Many voice anxiety about America’s
ability to withstand another
unforeseen crisis here or abroad, such as last year’s
tsunami or 2010’s BP oil spill.

“We keep hearing about economic concerns and
the contagion in Europe, and what it could do to our
economy,” says David Amy, executive vice president
and CFO at Sinclair Broadcast Group. “Everyone’s
concerned about what can happen here. It’s very frustrating
to keep hearing about doomsday scenarios
and how bad things are.”

Station group chiefs are also wrestling with another
tricky economic picture—their own affiliation deals
with networks that demand increasing amounts of
compensation to keep the relationships intact. In recent
months, Fox parted ways with a pair of stations
in Idaho, showing the affiliate community that the
network clearly means business when it comes to
sharing big chunks of retrans cash.

Executives at groups such as Meredith and Raycom—
and elsewhere in the Fox community—are anxiously
watching to see if Fox exercises its option to acquire
smaller stations in their markets and shifts the Fox affiliation in-house. “Relationships can be fluid,” acknowledges
Paul Karpowicz, president of Meredith Local Media.
“Our group doesn’t anticipate anything happening,
but those are things you have to deal with.”

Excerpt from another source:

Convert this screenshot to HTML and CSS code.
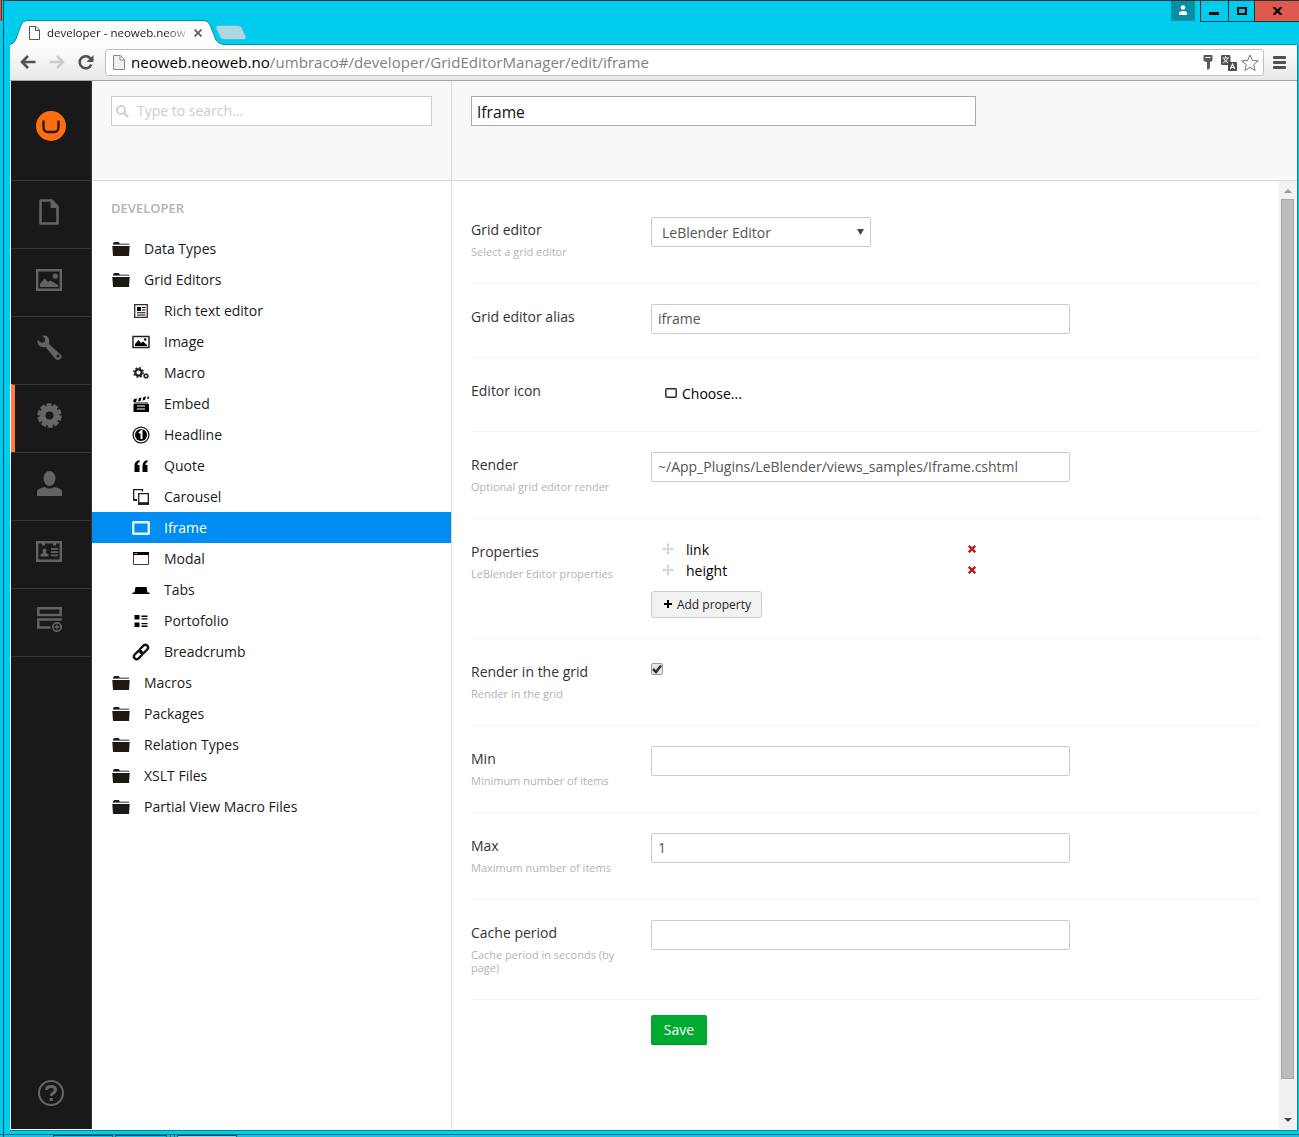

No One Ever Said 13 Was Lucky

But through the dark clouds, abundant sun is shining
on broadcasters’ faces. Their most pressing matter
in the back half of 2012 may just be effectively
juggling commercial time so the Super PACs and
presidential camps, along with the mom-and- pop
marketers who spend money on local TV year-round,
all get the spots they desire. That’s a “First World”
problem if ever there was one.

“The test for all of spot TV
will be managing your inventory
well,” says MacCourtney.

Inventory should remain tight
even after Election Day, when
those local advertisers ramp
back up to heavy rotation after the political spots
clear out. Broadcasters are hopeful, if not overly optimistic,
that the largesse will stretch into next year.
“[2013]—that’s the story, not 2012,” Hague says. “I
think [broadcasters] could be bleeding out of their
eyeballs. It will be a typical TV odd year, where you
have to do it the old-fashioned way.”